Recently this newsletter spotlighted the steady growth of podcasts to being the most popular listening platform in terms of daily time spent listening to spoken-word audio, narrowly surpassing AM/FM radio.

Our past insight focused on 13+ Share of Ear® data from the past ten years. Given the popularity of that post, we decided to dig a bit deeper and look at how these figures differ among various age groups.

Among Americans 13+, 40% of time spent with spoken-word audio is spent listening to podcasts; 39% is spent listening to AM/FM radio (including AM/FM streams), the historic spoken-word listening leader.

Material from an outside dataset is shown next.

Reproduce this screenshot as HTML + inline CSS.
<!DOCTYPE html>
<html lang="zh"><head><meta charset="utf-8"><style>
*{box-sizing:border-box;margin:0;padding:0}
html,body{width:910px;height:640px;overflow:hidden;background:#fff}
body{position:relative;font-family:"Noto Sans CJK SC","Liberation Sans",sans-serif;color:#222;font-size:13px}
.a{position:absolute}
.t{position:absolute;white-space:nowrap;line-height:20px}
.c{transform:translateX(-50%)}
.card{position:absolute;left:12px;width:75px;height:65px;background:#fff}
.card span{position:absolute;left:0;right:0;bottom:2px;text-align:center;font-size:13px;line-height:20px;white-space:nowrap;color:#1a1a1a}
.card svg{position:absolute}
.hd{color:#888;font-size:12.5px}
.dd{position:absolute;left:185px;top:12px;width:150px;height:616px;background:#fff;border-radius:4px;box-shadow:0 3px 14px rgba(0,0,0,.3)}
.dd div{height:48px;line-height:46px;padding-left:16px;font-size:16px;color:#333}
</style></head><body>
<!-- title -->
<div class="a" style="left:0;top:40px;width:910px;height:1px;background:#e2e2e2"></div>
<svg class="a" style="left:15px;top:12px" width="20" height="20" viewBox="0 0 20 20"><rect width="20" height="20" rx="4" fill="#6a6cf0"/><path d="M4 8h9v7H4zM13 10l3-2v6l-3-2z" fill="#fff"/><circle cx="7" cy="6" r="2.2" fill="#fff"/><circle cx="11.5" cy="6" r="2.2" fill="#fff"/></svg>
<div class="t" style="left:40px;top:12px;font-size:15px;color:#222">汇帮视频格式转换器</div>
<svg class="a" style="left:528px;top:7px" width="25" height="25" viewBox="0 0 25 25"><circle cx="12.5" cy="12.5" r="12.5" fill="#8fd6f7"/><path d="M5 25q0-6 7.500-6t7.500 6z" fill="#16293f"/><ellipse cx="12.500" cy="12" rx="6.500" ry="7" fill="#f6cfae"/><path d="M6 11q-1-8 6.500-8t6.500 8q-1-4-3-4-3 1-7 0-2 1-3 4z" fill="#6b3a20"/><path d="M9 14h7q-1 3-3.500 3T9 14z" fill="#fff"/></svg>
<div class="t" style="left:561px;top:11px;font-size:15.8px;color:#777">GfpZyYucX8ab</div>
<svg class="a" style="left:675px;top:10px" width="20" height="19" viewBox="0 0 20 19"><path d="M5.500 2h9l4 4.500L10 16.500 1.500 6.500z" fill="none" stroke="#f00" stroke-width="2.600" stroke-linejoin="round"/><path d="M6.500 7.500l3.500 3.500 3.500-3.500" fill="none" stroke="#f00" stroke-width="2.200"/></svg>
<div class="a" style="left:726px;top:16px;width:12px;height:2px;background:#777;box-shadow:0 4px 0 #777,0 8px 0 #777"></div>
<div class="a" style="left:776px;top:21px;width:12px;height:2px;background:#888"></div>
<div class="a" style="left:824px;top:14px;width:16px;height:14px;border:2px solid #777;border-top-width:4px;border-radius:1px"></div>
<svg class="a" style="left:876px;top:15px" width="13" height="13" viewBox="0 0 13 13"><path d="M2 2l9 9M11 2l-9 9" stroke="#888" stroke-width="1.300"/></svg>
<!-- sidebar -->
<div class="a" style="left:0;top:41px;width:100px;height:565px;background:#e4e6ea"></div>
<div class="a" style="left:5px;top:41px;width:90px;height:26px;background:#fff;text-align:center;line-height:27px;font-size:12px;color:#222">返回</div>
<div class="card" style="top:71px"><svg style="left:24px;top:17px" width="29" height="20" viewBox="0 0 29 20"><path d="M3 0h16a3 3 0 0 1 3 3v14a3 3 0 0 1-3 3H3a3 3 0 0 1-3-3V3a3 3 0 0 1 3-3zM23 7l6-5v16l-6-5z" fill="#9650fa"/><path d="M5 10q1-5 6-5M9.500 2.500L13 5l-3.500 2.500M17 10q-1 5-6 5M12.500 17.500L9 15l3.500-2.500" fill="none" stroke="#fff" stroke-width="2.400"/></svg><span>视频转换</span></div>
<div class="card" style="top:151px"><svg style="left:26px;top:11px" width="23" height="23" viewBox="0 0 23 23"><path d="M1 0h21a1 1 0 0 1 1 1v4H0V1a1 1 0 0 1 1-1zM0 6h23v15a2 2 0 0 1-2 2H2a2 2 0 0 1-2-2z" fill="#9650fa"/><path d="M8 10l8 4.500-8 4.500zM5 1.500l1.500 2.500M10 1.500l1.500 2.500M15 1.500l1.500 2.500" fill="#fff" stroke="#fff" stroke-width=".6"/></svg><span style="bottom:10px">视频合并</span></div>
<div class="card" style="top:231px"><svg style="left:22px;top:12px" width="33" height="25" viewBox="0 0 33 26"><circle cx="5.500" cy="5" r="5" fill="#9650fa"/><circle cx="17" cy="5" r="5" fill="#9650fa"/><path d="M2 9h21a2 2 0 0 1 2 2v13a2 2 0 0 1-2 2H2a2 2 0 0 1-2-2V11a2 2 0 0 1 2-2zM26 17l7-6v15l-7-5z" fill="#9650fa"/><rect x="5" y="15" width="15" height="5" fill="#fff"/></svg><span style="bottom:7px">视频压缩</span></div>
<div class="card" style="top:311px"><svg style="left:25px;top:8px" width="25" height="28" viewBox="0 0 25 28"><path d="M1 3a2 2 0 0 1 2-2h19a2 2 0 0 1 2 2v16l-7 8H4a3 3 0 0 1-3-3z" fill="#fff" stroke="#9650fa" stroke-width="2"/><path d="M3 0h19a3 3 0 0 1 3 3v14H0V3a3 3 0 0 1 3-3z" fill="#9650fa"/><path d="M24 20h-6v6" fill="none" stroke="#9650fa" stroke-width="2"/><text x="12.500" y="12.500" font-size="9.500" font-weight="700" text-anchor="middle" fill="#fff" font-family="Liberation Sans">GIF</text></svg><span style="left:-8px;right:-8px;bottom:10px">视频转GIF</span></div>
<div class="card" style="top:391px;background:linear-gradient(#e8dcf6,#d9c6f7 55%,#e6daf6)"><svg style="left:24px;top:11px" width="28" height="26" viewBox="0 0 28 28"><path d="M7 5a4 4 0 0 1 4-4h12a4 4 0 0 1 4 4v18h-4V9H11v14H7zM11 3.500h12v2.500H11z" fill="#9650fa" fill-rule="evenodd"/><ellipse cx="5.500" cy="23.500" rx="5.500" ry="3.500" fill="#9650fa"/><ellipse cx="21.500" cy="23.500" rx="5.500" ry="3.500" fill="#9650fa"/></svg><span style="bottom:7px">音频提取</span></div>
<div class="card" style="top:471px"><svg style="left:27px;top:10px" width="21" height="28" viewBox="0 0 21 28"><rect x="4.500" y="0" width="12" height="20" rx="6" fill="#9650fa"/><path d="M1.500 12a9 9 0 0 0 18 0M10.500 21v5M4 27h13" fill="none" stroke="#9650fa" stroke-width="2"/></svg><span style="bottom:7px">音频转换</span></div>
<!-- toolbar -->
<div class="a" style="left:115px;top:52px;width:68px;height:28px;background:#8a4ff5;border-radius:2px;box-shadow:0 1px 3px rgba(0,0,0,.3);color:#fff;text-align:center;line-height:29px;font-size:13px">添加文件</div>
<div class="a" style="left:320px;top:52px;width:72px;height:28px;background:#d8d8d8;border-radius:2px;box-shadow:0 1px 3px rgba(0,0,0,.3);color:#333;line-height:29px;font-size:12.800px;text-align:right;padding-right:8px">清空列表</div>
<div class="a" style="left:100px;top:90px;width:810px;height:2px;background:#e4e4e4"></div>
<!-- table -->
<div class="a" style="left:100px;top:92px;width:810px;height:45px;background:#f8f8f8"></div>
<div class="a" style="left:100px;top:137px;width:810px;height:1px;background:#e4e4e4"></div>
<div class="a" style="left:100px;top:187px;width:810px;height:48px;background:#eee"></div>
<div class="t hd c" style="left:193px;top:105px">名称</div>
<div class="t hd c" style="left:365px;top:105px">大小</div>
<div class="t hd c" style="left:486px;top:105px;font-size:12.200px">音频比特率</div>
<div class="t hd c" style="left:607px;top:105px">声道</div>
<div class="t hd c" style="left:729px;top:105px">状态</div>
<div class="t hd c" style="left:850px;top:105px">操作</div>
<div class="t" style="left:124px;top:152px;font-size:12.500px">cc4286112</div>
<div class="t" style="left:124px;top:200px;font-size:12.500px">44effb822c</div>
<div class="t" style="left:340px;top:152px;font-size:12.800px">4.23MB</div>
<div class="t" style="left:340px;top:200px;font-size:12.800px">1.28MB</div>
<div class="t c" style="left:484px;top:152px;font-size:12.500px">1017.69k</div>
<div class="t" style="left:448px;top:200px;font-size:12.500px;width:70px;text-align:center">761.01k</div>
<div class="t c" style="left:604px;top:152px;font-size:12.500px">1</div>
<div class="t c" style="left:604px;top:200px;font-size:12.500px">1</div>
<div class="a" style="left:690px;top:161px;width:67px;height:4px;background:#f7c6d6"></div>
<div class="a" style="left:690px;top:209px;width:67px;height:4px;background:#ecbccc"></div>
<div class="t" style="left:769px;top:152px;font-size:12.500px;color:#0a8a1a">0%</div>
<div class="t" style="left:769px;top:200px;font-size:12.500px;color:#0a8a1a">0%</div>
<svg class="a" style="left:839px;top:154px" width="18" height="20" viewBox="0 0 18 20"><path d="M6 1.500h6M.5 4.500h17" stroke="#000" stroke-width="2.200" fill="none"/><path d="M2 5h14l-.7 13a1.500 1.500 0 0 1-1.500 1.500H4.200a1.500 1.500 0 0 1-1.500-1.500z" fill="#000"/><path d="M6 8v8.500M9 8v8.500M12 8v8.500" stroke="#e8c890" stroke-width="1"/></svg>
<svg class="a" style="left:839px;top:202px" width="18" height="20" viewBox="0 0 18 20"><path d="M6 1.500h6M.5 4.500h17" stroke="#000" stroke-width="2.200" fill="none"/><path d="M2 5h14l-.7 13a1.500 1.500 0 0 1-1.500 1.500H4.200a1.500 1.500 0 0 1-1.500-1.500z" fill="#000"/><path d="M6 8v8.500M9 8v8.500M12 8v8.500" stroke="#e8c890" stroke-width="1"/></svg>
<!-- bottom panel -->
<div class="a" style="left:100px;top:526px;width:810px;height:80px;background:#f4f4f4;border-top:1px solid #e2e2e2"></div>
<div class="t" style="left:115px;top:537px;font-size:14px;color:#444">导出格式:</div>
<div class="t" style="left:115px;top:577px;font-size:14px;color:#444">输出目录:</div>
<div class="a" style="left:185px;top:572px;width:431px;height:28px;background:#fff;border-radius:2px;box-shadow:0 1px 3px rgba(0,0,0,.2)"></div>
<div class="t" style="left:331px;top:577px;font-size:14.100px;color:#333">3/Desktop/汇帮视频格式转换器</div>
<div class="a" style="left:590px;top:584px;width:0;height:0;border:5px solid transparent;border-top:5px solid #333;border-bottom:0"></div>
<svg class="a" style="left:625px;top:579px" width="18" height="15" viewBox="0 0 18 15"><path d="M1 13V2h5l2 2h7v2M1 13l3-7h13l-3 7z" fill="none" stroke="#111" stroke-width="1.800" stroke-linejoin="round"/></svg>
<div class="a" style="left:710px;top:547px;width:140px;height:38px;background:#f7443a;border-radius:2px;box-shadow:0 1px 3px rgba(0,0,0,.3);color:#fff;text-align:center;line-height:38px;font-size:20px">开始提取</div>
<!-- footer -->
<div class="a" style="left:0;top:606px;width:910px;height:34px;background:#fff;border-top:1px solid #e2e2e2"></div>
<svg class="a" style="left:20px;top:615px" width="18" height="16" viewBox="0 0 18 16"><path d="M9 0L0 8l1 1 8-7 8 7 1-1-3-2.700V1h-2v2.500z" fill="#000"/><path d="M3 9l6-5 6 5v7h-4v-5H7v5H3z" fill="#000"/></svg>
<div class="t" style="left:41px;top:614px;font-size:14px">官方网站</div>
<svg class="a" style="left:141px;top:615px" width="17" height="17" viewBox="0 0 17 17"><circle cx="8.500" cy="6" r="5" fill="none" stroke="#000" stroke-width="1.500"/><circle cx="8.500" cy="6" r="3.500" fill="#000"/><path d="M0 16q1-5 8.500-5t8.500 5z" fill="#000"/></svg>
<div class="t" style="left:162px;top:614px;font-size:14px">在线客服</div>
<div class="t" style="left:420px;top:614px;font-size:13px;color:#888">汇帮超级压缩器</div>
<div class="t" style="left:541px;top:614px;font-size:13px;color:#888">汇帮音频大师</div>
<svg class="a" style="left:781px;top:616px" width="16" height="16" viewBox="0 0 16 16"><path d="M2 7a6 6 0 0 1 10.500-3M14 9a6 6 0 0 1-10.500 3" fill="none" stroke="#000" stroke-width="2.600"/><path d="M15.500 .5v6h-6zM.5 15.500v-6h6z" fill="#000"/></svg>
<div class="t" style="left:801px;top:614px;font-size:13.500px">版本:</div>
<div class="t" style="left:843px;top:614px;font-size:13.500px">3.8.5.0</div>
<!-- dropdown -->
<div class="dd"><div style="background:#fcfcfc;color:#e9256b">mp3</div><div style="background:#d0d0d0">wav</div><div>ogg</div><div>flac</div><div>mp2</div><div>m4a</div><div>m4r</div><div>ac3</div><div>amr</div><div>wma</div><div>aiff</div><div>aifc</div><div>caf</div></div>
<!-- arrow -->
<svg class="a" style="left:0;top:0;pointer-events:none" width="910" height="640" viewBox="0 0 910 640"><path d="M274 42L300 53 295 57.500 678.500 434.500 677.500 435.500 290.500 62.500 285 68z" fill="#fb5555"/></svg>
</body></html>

Spoken-word listening time among Americans 13-34 is dominated by podcasts, with 53% of time being spent with that specific platform, versus 23% of time going to AM/FM radio. Radio does rebound among 35–54-year-olds but still falls short with 47% of their spoken-word listening time going to podcasts and 35% going to AM/FM radio. Our story completely changes among Americans ages 55+, who spend the majority of their spoken-word listening time with AM/FM radio, at 55%, and less than one-quarter of their time with podcasts at 22%.

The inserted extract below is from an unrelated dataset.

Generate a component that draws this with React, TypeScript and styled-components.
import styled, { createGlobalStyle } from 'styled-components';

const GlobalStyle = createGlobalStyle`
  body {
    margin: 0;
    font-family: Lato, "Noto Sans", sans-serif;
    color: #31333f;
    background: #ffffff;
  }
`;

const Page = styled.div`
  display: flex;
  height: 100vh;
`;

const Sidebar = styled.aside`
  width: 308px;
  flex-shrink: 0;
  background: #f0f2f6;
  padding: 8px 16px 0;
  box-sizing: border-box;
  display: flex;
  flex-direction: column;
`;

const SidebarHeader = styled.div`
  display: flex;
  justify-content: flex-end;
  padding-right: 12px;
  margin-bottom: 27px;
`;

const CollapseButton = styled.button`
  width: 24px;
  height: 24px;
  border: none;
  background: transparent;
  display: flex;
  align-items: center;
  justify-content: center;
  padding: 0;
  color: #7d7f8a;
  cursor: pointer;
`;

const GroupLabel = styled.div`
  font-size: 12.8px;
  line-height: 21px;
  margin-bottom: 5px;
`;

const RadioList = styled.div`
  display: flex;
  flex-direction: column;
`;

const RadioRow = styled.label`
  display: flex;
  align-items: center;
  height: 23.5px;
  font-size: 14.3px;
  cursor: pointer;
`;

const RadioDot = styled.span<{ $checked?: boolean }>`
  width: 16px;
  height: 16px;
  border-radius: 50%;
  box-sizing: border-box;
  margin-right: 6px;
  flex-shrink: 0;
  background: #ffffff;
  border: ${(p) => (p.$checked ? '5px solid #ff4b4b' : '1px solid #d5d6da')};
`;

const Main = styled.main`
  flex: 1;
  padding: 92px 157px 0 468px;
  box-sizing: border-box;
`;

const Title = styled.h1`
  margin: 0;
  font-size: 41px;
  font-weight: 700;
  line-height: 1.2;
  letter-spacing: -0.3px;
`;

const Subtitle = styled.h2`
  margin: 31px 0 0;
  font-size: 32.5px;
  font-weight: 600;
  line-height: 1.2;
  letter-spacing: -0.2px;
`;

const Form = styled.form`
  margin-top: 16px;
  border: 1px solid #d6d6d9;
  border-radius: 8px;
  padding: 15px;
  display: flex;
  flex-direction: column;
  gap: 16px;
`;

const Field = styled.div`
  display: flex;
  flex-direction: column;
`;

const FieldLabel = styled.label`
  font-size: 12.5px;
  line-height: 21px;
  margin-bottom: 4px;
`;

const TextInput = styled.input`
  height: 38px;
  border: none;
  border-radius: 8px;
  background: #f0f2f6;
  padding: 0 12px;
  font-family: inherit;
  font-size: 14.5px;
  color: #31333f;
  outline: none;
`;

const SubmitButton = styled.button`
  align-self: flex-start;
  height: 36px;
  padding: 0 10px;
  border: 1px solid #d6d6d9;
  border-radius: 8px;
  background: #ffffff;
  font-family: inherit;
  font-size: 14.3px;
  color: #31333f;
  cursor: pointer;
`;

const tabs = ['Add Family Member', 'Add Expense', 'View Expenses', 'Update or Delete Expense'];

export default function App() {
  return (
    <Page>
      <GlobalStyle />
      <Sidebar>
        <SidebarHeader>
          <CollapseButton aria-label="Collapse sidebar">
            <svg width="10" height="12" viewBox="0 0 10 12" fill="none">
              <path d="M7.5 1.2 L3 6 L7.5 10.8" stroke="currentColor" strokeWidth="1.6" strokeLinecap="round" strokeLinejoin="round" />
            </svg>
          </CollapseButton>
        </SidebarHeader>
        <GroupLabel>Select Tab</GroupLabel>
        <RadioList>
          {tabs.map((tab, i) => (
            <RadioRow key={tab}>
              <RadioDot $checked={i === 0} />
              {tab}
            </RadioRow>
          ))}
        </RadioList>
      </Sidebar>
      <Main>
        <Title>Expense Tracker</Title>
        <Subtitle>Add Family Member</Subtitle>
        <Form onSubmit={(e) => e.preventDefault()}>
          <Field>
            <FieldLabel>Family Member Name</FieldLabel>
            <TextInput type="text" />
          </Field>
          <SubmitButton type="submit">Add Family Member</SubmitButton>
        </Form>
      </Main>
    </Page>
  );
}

percent of daily spoken word audio time spent with am fm radio and podcasts by age

The dominance of podcast listening among younger age cohorts can certainly be attributed to their preference for on-demand content that also includes visual elements, qualities specific to podcasts and not radio. AM/FM radio carries a wide variety of spoken-word offerings, ranging from sports play-by-play and sports talk, NPR programming, news and entertainment talk shows, to political talk.

Share of Ear® tracks other spoken-word audio sources including SiriusXM and audiobooks, but this particular analysis is just for AM/FM and podcasts. Products like Share of Ear® and Edison Podcast Metrics™ measure consumption of both video and audio-only podcasts.